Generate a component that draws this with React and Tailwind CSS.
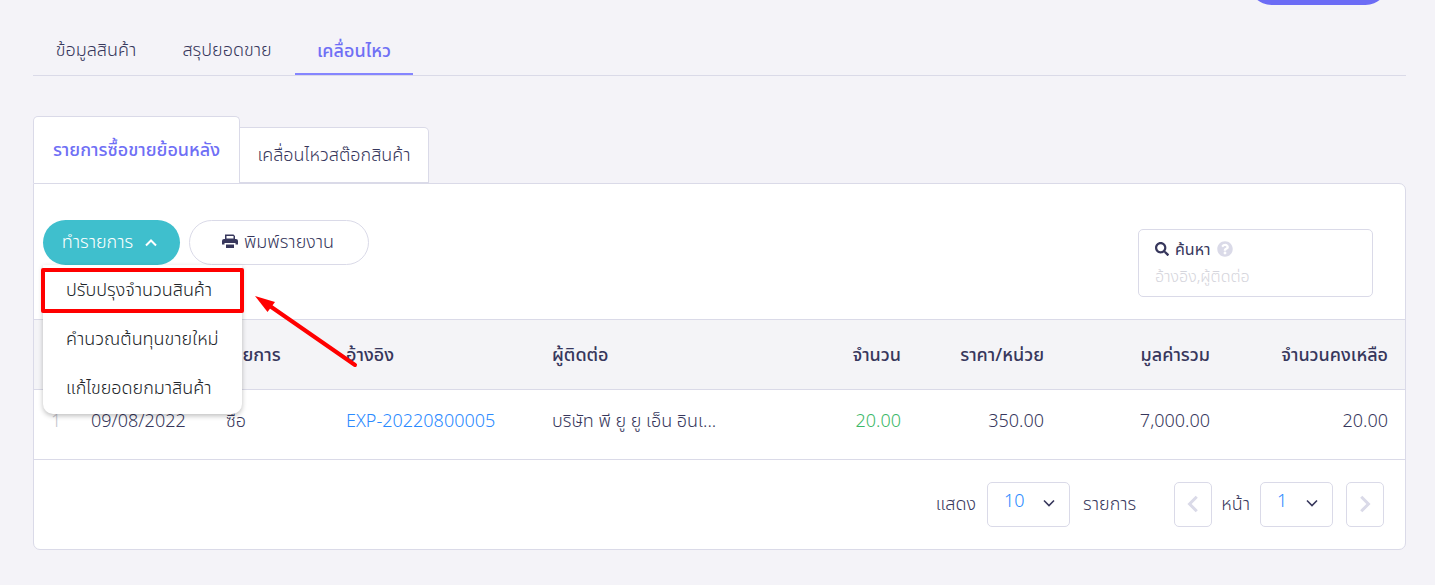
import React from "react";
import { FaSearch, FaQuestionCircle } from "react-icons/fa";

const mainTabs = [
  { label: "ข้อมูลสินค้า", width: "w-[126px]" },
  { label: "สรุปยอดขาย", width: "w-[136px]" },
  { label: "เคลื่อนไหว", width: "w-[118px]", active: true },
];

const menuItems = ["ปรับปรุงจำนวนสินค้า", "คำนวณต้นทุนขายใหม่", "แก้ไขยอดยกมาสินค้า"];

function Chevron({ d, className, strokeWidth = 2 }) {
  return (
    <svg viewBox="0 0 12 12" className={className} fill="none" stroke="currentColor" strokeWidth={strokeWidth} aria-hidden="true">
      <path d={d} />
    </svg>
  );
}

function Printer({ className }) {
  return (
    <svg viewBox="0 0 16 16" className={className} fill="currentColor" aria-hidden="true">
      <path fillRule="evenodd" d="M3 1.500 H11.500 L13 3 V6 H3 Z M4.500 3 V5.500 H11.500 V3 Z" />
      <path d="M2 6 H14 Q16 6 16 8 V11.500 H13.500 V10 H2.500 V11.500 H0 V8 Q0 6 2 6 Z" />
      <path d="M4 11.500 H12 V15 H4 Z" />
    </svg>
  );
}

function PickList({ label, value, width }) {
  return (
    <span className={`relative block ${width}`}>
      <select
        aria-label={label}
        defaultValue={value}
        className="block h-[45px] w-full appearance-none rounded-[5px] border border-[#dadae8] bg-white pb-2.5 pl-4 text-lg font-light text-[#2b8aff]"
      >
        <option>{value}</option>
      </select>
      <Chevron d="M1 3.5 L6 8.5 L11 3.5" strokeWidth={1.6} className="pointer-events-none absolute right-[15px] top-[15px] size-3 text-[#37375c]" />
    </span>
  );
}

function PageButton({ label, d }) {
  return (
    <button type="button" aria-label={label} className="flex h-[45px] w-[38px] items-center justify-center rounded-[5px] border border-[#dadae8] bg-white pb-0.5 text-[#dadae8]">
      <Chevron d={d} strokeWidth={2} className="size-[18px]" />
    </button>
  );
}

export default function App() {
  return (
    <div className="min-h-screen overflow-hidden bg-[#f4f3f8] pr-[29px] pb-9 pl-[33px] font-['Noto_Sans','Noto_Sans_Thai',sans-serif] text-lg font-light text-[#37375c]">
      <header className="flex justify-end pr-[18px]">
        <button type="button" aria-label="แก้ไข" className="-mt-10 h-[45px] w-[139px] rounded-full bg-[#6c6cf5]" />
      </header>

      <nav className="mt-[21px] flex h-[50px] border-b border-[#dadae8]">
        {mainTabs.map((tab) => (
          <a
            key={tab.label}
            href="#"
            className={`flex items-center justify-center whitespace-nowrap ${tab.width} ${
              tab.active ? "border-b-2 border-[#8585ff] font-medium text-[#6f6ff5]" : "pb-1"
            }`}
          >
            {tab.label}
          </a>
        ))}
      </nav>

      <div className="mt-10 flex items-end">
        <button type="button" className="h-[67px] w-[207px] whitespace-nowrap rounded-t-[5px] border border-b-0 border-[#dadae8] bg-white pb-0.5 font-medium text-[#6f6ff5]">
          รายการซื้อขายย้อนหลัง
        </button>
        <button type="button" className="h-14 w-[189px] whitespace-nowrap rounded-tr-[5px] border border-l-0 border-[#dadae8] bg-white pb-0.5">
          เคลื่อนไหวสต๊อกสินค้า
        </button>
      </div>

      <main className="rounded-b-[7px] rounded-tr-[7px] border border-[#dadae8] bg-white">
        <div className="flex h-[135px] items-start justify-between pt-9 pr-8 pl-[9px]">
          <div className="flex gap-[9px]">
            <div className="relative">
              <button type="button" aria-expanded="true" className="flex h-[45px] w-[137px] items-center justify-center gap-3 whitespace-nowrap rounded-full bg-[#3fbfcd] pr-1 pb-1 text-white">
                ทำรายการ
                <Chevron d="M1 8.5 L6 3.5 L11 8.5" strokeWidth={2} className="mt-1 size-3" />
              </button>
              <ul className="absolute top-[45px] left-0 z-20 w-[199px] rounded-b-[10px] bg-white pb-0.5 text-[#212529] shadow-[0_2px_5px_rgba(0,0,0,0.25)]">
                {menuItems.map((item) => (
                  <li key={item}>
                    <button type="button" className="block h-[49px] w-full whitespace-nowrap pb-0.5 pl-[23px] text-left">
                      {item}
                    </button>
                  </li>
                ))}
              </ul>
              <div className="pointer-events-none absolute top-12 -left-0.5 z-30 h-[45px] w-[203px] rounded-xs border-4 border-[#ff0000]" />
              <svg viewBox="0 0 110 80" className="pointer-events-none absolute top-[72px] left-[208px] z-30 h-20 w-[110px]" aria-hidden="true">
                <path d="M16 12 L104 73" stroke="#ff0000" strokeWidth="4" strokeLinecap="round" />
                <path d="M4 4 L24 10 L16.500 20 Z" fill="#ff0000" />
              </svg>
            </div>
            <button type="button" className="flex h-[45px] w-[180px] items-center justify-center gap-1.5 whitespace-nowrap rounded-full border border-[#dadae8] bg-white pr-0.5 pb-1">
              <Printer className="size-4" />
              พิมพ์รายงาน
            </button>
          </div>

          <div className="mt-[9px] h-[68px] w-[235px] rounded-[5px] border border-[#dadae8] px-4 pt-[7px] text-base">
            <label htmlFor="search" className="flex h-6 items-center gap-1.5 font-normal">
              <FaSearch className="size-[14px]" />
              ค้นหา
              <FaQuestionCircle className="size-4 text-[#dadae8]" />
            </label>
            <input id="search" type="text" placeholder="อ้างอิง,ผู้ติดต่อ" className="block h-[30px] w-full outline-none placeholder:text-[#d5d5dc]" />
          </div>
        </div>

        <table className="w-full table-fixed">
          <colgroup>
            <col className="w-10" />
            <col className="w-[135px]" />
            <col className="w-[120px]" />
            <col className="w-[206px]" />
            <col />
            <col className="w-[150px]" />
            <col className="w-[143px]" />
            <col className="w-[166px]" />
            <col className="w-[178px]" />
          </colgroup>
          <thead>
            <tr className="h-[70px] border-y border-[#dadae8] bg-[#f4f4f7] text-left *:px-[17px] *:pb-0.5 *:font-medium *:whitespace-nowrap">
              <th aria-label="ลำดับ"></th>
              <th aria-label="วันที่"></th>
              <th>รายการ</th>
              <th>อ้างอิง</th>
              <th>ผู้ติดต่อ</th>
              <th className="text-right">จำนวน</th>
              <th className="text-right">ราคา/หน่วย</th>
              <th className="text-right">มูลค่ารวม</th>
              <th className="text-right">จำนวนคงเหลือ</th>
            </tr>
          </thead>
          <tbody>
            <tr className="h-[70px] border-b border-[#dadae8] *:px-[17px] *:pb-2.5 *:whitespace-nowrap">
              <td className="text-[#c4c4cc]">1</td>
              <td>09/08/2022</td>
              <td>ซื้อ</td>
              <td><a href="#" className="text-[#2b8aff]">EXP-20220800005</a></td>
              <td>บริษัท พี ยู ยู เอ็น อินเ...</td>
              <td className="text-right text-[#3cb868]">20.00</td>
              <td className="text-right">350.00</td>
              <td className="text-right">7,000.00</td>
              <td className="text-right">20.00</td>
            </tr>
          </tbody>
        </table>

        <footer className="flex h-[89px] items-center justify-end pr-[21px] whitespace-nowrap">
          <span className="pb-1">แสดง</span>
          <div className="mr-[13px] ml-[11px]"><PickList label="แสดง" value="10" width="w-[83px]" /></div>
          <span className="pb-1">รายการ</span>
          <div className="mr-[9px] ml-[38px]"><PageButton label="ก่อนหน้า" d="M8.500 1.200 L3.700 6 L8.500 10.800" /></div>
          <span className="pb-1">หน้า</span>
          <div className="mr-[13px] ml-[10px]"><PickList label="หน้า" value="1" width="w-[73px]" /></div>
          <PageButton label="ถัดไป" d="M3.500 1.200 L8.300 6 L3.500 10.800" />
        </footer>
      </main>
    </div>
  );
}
--
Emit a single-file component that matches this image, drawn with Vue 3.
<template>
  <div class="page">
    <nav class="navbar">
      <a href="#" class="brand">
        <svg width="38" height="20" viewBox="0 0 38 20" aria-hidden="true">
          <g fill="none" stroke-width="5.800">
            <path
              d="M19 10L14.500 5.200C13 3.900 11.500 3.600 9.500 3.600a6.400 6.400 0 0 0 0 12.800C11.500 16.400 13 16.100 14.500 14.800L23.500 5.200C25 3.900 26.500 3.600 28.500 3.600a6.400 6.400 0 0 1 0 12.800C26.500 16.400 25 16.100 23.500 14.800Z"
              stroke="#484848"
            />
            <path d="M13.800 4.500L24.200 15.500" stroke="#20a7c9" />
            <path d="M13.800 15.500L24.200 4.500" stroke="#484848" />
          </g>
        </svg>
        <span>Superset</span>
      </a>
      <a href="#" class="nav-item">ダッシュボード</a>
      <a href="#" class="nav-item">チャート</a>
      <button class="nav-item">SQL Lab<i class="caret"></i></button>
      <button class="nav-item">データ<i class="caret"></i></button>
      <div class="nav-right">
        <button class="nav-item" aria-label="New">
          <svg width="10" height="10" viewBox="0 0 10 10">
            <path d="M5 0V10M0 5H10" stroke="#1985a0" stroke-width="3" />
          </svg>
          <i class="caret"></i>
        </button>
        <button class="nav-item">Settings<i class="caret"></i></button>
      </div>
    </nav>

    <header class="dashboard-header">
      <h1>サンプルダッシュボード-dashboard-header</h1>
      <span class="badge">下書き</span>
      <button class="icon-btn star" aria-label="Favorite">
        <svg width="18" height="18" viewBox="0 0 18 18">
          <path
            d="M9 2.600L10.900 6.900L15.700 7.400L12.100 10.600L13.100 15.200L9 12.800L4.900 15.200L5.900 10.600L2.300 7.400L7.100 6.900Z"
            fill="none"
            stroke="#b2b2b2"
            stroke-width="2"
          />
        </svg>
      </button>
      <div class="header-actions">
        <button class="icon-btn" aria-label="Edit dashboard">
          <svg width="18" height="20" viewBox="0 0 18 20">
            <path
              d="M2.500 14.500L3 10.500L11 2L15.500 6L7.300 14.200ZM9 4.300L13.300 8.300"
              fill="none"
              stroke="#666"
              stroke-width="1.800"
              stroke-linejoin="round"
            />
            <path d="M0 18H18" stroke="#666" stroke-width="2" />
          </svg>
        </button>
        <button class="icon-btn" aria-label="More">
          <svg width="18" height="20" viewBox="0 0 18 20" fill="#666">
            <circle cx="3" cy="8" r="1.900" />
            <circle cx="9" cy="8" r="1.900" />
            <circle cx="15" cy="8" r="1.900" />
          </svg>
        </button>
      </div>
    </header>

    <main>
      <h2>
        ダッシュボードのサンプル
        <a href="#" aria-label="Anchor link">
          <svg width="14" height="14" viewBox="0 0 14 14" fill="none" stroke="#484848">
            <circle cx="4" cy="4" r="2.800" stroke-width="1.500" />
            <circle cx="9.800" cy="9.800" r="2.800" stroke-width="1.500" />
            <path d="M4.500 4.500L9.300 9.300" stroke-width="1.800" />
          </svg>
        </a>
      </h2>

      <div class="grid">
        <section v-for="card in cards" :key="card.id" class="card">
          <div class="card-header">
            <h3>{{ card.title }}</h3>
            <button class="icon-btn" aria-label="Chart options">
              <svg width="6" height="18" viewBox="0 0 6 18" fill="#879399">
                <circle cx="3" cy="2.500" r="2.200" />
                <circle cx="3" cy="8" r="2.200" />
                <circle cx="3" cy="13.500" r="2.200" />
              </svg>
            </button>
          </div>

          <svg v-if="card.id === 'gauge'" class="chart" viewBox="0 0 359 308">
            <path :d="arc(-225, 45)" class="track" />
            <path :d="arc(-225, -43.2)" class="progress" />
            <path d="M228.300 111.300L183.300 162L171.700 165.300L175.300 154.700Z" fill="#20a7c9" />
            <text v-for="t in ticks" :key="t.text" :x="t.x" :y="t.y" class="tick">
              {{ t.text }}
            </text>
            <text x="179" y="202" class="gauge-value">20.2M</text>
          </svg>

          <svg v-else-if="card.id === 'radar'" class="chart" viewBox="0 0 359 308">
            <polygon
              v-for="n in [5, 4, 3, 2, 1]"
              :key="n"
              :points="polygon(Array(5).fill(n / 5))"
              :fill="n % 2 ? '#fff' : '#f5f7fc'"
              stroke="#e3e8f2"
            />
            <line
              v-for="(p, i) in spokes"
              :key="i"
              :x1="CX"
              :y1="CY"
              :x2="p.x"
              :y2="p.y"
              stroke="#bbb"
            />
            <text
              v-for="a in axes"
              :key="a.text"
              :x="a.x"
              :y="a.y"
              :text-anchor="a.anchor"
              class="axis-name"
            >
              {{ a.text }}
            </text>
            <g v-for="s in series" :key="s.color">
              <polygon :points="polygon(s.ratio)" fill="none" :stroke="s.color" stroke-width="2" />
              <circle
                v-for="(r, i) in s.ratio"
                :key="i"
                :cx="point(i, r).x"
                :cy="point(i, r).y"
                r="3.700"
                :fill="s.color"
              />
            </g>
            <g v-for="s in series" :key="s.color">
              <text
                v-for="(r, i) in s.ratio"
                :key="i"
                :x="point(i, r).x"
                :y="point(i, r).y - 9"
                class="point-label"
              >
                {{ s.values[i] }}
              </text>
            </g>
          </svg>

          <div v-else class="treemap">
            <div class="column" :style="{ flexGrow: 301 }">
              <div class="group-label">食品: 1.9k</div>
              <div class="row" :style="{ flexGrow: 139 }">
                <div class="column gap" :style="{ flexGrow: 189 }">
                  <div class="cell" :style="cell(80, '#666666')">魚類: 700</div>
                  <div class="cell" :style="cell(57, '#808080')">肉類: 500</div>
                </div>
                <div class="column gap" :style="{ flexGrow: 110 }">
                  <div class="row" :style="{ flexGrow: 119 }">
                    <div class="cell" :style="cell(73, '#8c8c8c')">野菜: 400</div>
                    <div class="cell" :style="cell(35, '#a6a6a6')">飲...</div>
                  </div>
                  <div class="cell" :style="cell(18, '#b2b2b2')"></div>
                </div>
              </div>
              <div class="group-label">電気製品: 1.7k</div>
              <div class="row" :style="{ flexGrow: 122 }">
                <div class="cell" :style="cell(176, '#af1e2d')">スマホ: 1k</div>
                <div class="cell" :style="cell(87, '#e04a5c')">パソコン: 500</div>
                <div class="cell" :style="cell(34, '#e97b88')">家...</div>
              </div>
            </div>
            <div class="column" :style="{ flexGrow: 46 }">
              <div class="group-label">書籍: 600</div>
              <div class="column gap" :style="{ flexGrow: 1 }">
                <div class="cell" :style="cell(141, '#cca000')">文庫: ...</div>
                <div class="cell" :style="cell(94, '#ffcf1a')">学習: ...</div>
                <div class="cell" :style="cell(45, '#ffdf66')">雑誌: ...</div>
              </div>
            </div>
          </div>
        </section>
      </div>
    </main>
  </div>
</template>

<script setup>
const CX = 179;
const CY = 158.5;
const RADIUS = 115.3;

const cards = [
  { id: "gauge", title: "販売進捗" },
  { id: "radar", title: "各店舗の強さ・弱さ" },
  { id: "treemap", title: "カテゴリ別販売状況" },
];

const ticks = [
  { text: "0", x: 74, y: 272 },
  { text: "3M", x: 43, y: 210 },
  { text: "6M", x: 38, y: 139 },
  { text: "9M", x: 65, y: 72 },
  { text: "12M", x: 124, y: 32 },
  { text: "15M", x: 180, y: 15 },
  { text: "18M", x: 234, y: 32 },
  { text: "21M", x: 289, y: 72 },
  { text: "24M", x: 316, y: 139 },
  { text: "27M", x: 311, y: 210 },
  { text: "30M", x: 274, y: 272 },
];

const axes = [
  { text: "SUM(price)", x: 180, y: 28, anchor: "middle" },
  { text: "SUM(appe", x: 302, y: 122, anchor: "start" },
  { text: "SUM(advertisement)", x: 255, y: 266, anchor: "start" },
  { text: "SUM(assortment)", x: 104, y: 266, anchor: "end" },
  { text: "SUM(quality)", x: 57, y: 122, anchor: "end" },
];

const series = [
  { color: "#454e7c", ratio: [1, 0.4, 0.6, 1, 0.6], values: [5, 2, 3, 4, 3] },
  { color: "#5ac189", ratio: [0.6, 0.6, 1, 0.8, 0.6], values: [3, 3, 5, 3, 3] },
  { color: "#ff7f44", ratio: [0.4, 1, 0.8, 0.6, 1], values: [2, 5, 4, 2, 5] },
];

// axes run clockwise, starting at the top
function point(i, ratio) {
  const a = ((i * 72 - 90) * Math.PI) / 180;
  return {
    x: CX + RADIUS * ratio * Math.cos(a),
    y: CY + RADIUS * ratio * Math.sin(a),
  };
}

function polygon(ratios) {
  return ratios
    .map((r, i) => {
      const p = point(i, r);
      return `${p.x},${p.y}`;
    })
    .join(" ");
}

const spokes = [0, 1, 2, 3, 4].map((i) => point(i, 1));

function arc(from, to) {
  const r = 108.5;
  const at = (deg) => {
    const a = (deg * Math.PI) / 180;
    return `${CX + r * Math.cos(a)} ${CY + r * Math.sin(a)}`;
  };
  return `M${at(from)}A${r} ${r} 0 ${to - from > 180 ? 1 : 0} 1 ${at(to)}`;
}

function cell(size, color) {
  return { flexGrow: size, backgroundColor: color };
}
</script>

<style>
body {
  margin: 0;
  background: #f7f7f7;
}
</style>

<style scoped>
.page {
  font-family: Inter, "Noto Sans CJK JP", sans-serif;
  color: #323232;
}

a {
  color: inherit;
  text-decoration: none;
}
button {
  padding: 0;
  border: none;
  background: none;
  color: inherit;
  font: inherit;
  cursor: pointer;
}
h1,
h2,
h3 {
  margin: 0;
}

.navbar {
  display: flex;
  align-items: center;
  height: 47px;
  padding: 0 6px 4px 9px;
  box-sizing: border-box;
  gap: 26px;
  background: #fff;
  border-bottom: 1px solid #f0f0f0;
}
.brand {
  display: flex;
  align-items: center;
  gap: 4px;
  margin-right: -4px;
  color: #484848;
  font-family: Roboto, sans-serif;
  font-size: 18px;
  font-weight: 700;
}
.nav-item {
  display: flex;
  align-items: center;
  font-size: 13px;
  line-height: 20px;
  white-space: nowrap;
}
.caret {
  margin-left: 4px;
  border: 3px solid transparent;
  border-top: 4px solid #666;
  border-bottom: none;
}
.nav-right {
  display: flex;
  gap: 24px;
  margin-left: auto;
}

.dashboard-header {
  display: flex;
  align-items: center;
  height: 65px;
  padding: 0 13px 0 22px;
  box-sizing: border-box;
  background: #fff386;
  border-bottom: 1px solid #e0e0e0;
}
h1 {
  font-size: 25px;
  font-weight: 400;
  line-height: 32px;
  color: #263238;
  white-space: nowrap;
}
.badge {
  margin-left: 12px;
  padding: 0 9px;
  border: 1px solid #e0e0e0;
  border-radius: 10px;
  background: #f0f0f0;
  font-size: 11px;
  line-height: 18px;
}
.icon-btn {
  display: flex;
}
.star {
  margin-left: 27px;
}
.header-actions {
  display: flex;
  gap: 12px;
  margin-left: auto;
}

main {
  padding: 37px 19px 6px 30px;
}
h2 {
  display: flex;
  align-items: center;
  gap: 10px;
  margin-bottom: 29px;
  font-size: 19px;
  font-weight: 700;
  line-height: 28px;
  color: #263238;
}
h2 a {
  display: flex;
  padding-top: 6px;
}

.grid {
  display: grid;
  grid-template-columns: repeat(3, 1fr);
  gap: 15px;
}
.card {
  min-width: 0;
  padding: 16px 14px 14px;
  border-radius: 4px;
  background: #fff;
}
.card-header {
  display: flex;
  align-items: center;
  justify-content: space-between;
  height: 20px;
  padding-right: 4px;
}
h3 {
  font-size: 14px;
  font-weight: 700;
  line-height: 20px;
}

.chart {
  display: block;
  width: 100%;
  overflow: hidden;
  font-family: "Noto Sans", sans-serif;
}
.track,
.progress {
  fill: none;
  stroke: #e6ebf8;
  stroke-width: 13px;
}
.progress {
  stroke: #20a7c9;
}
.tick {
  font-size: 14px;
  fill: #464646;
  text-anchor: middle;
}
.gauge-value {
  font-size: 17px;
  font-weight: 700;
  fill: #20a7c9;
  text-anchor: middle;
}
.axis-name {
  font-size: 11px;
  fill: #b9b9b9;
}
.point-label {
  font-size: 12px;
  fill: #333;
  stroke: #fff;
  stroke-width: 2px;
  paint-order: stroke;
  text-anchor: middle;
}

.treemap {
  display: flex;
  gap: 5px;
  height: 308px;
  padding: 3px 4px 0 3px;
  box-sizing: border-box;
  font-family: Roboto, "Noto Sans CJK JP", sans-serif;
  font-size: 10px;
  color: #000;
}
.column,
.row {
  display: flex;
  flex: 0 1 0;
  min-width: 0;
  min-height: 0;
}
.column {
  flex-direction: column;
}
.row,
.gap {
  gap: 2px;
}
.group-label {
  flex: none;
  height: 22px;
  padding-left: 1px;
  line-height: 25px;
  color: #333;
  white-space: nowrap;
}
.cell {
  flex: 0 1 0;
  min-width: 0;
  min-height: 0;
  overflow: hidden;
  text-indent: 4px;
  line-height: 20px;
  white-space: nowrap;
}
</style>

● Brief: Search the listing for the word "with". Copy every line in which it occurs.

● Answer for the task:
Generate a component that draws this with React and Tailwind CSS.
Emit a single-file component that matches this image, drawn with Vue 3.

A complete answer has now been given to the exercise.